The First Steps: Observing the Problem
When a pod is failing, your first task is to become a detective. You need to gather clues and observations before you jump to conclusions. Fortunately, Kubernetes provides a suite of essential commands for this initial investigation. Mastering these fundamentals will save you a lot of time and frustration.
1. The Overview: kubectl get pods
The most basic used command is kubectl get pods. It provides a quick, high-level snapshot of your pods’ current state.
kubectl get pods -n <namespace>
By running this, you can immediately see:
The pod's STATUS (Running, Pending, CrashLoopBackOff, etc.).
The number of times the pod has RESTARTED.
How long the pod has been running (AGE).
A pod in a CrashLoopBackOff state is a clear sign of a repeated failure, while a pod stuck in Pending indicates a scheduling issue.
2. The Details: kubectl describe pod
Once you have a suspicious-looking pod, the next step is to run a more detailed inspection with kubectl describe pod.
kubectl describe pod <pod-name> -n <namespace>
This command provides a wealth of information, including:
Events: A list of recent events related to the pod, which can show you exactly why a container failed to start or why a volume couldn't be mounted.
Containers: Details about the containers within the pod, including their image, state, and restartCount.
Status & Exit Reason: Details about the containers within the pod, their image, and most importantly, the State and Exit Code if a container has terminated. An exit code of 1 or a specific error message can be your first solid clue.
Events:
Type Reason Age From Message
---- ------ ---- ---- -------
Normal Scheduled 4m1s default-scheduler Successfully assigned my-app-pod to node-01
Normal Pulling 4m kubelet Pulling image "my-app:v1"
Normal Pulled 3m59s kubelet Successfully pulled image "my-app:v1" in 987ms
Normal Created 3m59s kubelet Created container my-app-container
Normal Started 3m59s kubelet Started container my-app-container
Warning Failed 3m1s (x3 over 3m1s) kubelet Failed to pull image "my-app:v2": rpc error: code = NotFound
3. The Output: kubectl logs
The kubectl logs command is your window into what's happening inside the container itself.
kubectl logs <pod-name> -n <namespace>
By default, this shows you the standard output and error streams from your container. It's the go-to command for finding application-level errors, startup failures, or unexpected behavior.
Advanced Pod Troubleshooting: When a Pod is Running but Not Responding
What do you do when kubectl get pods shows a pod is Running, but your application still isn't working?
1. The First Test: Is the Application Itself Unresponsive?
The quickest way to check if your application is simply hung is by trying to access it from a shell inside the container. This tests the application directly, bypassing the Kubernetes service layer and network policies.
Use kubectl exec to run a simple connectivity test.

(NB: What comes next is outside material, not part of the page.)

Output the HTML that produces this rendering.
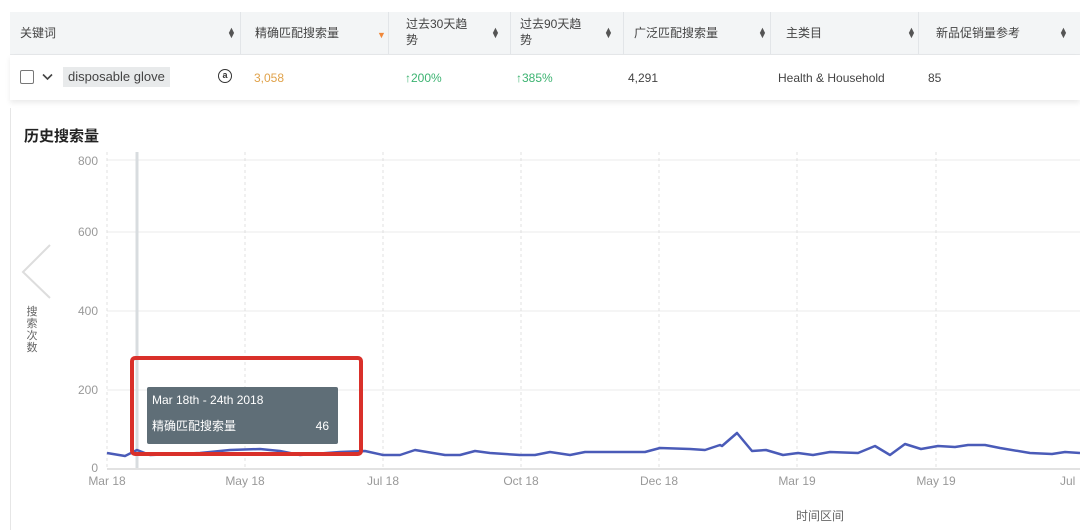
<!DOCTYPE html>
<html><head><meta charset="utf-8"><style>
body{margin:0;width:1080px;height:530px;background:#fff;font-family:"Liberation Sans","Noto Sans CJK SC",sans-serif;overflow:hidden;position:relative;color:#333}
.hdr{position:absolute;left:10px;top:12px;width:1070px;height:42px;background:#f3f5f6;border-bottom:1px solid #e6e8ea}
.row{position:absolute;left:10px;top:55px;width:1070px;height:45px;background:#fff;box-shadow:0 3px 5px rgba(0,0,0,.08)}
.c{position:absolute;font-size:12px;color:#444;line-height:16px}
.sep{position:absolute;top:12px;height:42px;width:1px;background:#e2e5e8}
.s{position:absolute;font-size:9px;color:#555;line-height:5px}
</style></head><body>
<div class="hdr"></div>
<div class="row"></div>
<div class="sep" style="left:240px"></div><div class="sep" style="left:388px"></div><div class="sep" style="left:510px"></div><div class="sep" style="left:623px"></div><div class="sep" style="left:770px"></div><div class="sep" style="left:918px"></div>
<div class="c" style="left:20px;top:25px">关键词</div>
<div class="c" style="left:255px;top:25px">精确匹配搜索量</div>
<div class="c" style="left:406px;top:16px">过去30天趋<br>势</div>
<div class="c" style="left:520px;top:16px">过去90天趋<br>势</div>
<div class="c" style="left:634px;top:25px">广泛匹配搜索量</div>
<div class="c" style="left:786px;top:25px">主类目</div>
<div class="c" style="left:936px;top:25px">新品促销量参考</div>
<div class="s" style="left:227px;top:28px">▲<br>▼</div>
<div class="c" style="left:377px;top:27px;color:#f0883a;font-size:9px">▼</div>
<div class="s" style="left:491px;top:28px">▲<br>▼</div>
<div class="s" style="left:604px;top:28px">▲<br>▼</div>
<div class="s" style="left:758px;top:28px">▲<br>▼</div>
<div class="s" style="left:907px;top:28px">▲<br>▼</div>
<div class="s" style="left:1059px;top:28px">▲<br>▼</div>
<div style="position:absolute;left:20px;top:70px;width:12px;height:12px;border:1px solid #777;border-radius:2px"></div>
<svg style="position:absolute;left:42px;top:73px" width="11" height="8"><path d="M1 1.5L5.5 6L10 1.5" stroke="#444" stroke-width="1.6" fill="none"/></svg>
<div class="c" style="left:63px;top:67px;background:#e8eaeb;padding:2px 5px;font-size:13px">disposable glove</div>
<div style="position:absolute;left:218px;top:69px;width:12px;height:12px;border:1.5px solid #333;border-radius:50%;font-size:9px;line-height:11px;text-align:center;font-weight:bold">a</div>
<div class="c" style="left:254px;top:70px;color:#e0a24a">3,058</div>
<div class="c" style="left:405px;top:70px;color:#3cb371">↑200%</div>
<div class="c" style="left:516px;top:70px;color:#3cb371">↑385%</div>
<div class="c" style="left:628px;top:70px">4,291</div>
<div class="c" style="left:778px;top:70px">Health &amp; Household</div>
<div class="c" style="left:928px;top:70px">85</div>
<div style="position:absolute;left:10px;top:108px;width:1px;height:422px;background:#e6e6e6"></div>
<div style="position:absolute;left:24px;top:125px;font-size:15px;font-weight:bold;color:#222">历史搜索量</div>
<svg style="position:absolute;left:0;top:0" width="1080" height="530">
<g stroke="#ebebeb" stroke-width="1">
<line x1="107" y1="160" x2="1080" y2="160"/><line x1="107" y1="232" x2="1080" y2="232"/><line x1="107" y1="311" x2="1080" y2="311"/><line x1="107" y1="390" x2="1080" y2="390"/>
</g>
<g stroke="#e0e0e0" stroke-dasharray="3,3">
<line x1="107" y1="152" x2="107" y2="469"/><line x1="245" y1="152" x2="245" y2="469"/><line x1="383" y1="152" x2="383" y2="469"/><line x1="521" y1="152" x2="521" y2="469"/><line x1="659" y1="152" x2="659" y2="469"/><line x1="797" y1="152" x2="797" y2="469"/><line x1="936" y1="152" x2="936" y2="469"/>
</g>
<line x1="137" y1="152" x2="137" y2="469" stroke="#d8dcdf" stroke-width="3"/>
<line x1="107" y1="469" x2="1080" y2="469" stroke="#e2e2e2" stroke-width="2"/>
<path d="M50 245L23 272L50 298" stroke="#ddd" stroke-width="2" fill="none"/>
<polyline fill="none" stroke="#4a5bb8" stroke-width="2.5" stroke-linejoin="round" points="107,453 125,456 137,450 150,455 200,453 230,450 260,449 280,451 300,455 340,452 365,451 383,455 400,455 415,450 445,455 460,455 475,451 490,453 520,455 535,455 550,452 570,455 585,452 600,452 645,452 660,448 690,449 705,450 720,445 722,446 737,433 752,451 766,450 783,455 798,453 813,455 830,452 858,453 875,446 890,455 905,444 921,449 938,446 955,447 968,445 985,445 1000,448 1030,453 1052,454 1065,452 1080,453"/>
<g font-size="12" fill="#999" font-family="Liberation Sans,sans-serif">
<text x="98" y="165" text-anchor="end">800</text><text x="98" y="236" text-anchor="end">600</text><text x="98" y="315" text-anchor="end">400</text><text x="98" y="394" text-anchor="end">200</text><text x="98" y="472" text-anchor="end">0</text>
<text x="107" y="485" text-anchor="middle">Mar 18</text><text x="245" y="485" text-anchor="middle">May 18</text><text x="383" y="485" text-anchor="middle">Jul 18</text><text x="521" y="485" text-anchor="middle">Oct 18</text><text x="659" y="485" text-anchor="middle">Dec 18</text><text x="797" y="485" text-anchor="middle">Mar 19</text><text x="936" y="485" text-anchor="middle">May 19</text><text x="1060" y="485">Jul</text>
</g>
<text x="820" y="520" font-size="12" fill="#666" text-anchor="middle" font-family="Liberation Sans,Noto Sans CJK SC,sans-serif">时间区间</text>
<g font-size="11" fill="#666" font-family="Noto Sans CJK SC,sans-serif" text-anchor="middle">
<text x="32" y="315">搜</text><text x="32" y="327">索</text><text x="32" y="339">次</text><text x="32" y="351">数</text>
</g>
<rect x="147" y="387" width="191" height="57" rx="2" fill="#5f6e77"/>
<text x="152" y="404" font-size="12" fill="#fff" font-family="Liberation Sans,sans-serif">Mar 18th - 24th 2018</text>
<text x="152" y="430" font-size="12" fill="#fff" font-family="Liberation Sans,Noto Sans CJK SC,sans-serif">精确匹配搜索量</text>
<text x="329" y="430" font-size="12" fill="#fff" text-anchor="end" font-family="Liberation Sans,sans-serif">46</text>
<rect x="132" y="358" width="229" height="96" rx="3" fill="none" stroke="#d9302a" stroke-width="4"/>
</svg>
</body></html>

kubectl exec -it <pod-name> -n <namespace> -- curl localhost:<app-port>
If the curl command fails to connect or gets a timeout, you know the problem is within the container itself. If it returns a correct response, the issue is likely with the Kubernetes networking or service configuration.
2. The Network Check: Can the Pod Reach Out?
If the pod is supposed to be making external connections but isn't, you need to check its network connectivity. Since many images don't contain standard network tools, you can use kubectl exec to run a few commands if available.
DNS Resolution: Use
nslookupordigto check if the pod can resolve a service name or an external domain.Connectivity: Use
ping,nc, orcurlto test connectivity to a service, database, or external API.
For example, to check DNS resolution for a service:
# If the service is in the same namespace as the pod
kubectl exec -it <pod-name> -n <namespace> -- nslookup <service-name>
# If the service is in a different namespace,
# use the fully qualified domain name (FQDN) for reliability.
kubectl exec -it <pod-name> -n <namespace> -- nslookup <service-name>.<service-namespace>.svc.cluster.local
If these tests fail, it points to a network configuration issue (like a misconfigured DNS or Network Policy) rather than an application-level bug.
3. Process and Resource Checks
Even if the application is reachable, its internal state might be unhealthy. You can use process inspection tools to see if a process has a high CPU or is hung.
# Check running processes and their status
kubectl exec -it <pod-name> -- ps aux
# Check resource usage (if available in the image)
kubectl exec -it <pod-name> -- top
These commands give you a live view of the pod's workload and can help identify bottlenecks or application deadlocks.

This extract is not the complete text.